Just yesterday i read (probabaly on recode itself) how amazon increased its operating margins by placing its warehouses/fuffilment centers? closer to towns and cities than before thereby saving on fuel. Maybe soylent could also do this if they are not doing it already. Also amazon has launched ‘amazon launcher’. I haven’t read much detail about it, but its something like amazon encouraging startups and also selling their product (which presumably includes shipping).
I hope Soylent’s warehouse workers are and will be treated better than Amazon’s.
Another company not exactly known for treating its workers very well. I just want my Soylent bucks to go toward giving people a decent wage and a decent workday!
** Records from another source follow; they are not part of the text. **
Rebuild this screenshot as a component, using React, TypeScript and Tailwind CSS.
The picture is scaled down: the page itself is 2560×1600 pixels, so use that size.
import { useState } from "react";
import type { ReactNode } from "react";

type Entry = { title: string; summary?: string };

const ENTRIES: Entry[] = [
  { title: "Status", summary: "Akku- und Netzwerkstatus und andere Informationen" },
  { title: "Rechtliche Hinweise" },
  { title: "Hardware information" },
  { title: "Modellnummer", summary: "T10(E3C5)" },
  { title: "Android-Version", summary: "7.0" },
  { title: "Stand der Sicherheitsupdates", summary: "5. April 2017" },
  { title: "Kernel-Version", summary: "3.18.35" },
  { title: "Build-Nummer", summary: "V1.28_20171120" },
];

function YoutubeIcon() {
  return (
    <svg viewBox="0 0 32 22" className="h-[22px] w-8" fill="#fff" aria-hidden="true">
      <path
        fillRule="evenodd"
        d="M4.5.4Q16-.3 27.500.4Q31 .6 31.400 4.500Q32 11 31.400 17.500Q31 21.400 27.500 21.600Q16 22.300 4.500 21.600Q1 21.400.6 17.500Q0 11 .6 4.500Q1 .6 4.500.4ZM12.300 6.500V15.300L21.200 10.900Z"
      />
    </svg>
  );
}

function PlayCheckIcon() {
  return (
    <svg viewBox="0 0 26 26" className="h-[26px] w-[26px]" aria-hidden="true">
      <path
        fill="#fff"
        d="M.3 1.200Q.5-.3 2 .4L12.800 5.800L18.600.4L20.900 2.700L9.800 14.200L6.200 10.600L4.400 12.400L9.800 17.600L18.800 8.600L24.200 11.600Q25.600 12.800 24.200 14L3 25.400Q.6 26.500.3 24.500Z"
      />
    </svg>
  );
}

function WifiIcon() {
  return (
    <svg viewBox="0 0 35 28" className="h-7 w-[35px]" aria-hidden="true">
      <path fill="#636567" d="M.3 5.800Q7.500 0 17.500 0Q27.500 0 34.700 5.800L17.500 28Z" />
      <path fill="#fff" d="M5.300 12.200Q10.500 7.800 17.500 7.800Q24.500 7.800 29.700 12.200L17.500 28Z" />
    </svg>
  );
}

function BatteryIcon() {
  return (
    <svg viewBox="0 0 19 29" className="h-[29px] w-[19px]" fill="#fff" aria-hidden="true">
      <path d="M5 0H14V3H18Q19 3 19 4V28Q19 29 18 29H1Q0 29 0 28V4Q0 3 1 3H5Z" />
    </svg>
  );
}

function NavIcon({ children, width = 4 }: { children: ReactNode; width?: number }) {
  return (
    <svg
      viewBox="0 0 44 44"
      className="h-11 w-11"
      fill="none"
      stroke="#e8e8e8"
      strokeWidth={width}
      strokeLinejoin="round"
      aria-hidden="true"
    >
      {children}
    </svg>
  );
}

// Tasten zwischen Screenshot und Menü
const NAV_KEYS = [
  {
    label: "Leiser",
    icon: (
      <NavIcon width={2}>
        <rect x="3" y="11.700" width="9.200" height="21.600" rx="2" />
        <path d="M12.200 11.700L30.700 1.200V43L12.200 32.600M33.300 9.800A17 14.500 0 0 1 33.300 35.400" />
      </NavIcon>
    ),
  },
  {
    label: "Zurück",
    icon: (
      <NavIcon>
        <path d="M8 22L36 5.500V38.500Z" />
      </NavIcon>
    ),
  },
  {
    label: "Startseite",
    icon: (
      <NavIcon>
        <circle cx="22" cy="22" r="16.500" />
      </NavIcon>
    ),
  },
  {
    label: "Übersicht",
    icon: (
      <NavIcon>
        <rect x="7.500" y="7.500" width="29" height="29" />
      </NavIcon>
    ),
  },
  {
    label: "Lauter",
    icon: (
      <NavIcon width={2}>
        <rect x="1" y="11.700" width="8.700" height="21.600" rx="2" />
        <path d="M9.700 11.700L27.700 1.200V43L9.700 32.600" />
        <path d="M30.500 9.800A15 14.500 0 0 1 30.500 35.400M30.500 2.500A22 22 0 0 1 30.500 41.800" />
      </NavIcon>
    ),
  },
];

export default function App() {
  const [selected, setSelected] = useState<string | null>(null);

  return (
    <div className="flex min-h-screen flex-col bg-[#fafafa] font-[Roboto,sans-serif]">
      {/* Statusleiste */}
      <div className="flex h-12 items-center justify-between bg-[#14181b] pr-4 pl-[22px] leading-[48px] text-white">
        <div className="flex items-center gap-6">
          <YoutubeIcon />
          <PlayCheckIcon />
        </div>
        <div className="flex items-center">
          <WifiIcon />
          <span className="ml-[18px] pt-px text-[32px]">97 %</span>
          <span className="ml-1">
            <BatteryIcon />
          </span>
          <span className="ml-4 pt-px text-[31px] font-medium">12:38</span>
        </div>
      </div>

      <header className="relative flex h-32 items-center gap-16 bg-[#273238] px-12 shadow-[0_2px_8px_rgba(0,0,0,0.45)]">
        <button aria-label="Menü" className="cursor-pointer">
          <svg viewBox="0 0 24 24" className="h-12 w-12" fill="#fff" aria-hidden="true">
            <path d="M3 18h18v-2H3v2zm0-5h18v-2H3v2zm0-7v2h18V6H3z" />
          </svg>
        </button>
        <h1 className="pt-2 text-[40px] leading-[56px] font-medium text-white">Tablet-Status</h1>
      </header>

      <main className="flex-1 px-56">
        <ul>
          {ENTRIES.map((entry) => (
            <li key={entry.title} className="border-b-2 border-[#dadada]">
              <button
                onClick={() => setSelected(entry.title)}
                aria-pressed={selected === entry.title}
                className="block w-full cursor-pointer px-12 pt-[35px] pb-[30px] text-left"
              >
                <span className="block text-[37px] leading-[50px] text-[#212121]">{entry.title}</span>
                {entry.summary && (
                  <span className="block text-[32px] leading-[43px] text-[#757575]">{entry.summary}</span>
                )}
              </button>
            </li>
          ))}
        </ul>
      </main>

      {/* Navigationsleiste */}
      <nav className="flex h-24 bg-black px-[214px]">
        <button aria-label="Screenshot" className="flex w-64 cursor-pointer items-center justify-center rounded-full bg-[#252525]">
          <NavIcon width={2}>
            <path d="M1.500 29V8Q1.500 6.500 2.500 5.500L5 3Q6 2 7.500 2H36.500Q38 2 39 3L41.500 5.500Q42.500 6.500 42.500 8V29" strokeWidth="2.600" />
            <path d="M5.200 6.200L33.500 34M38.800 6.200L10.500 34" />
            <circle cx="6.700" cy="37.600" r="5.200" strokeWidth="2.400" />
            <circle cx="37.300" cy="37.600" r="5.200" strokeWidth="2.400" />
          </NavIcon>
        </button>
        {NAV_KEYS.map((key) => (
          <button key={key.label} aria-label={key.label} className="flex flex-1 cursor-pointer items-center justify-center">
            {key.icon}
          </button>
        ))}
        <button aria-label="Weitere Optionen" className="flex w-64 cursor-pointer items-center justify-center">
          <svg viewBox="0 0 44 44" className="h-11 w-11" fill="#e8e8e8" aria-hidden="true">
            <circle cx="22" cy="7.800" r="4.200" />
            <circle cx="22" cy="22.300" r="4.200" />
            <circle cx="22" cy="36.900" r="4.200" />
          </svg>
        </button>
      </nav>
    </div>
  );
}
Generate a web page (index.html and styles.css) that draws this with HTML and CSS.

Actually, Walmart has raised their minimum pay nationally well above minimum wage now, to $10 an hour. (Higher in many more expensive markets.) Also, there are lots of chances for people to move up in pay and move into manager positions with benefits. I wouldn’t say they provide the best job in the world, but compared to flipping burgers, I would much rather work at Walmart. (Not that I ever have or will, but given the hypothetical choice.)
I am not as familiar with Amazon’s employment practices.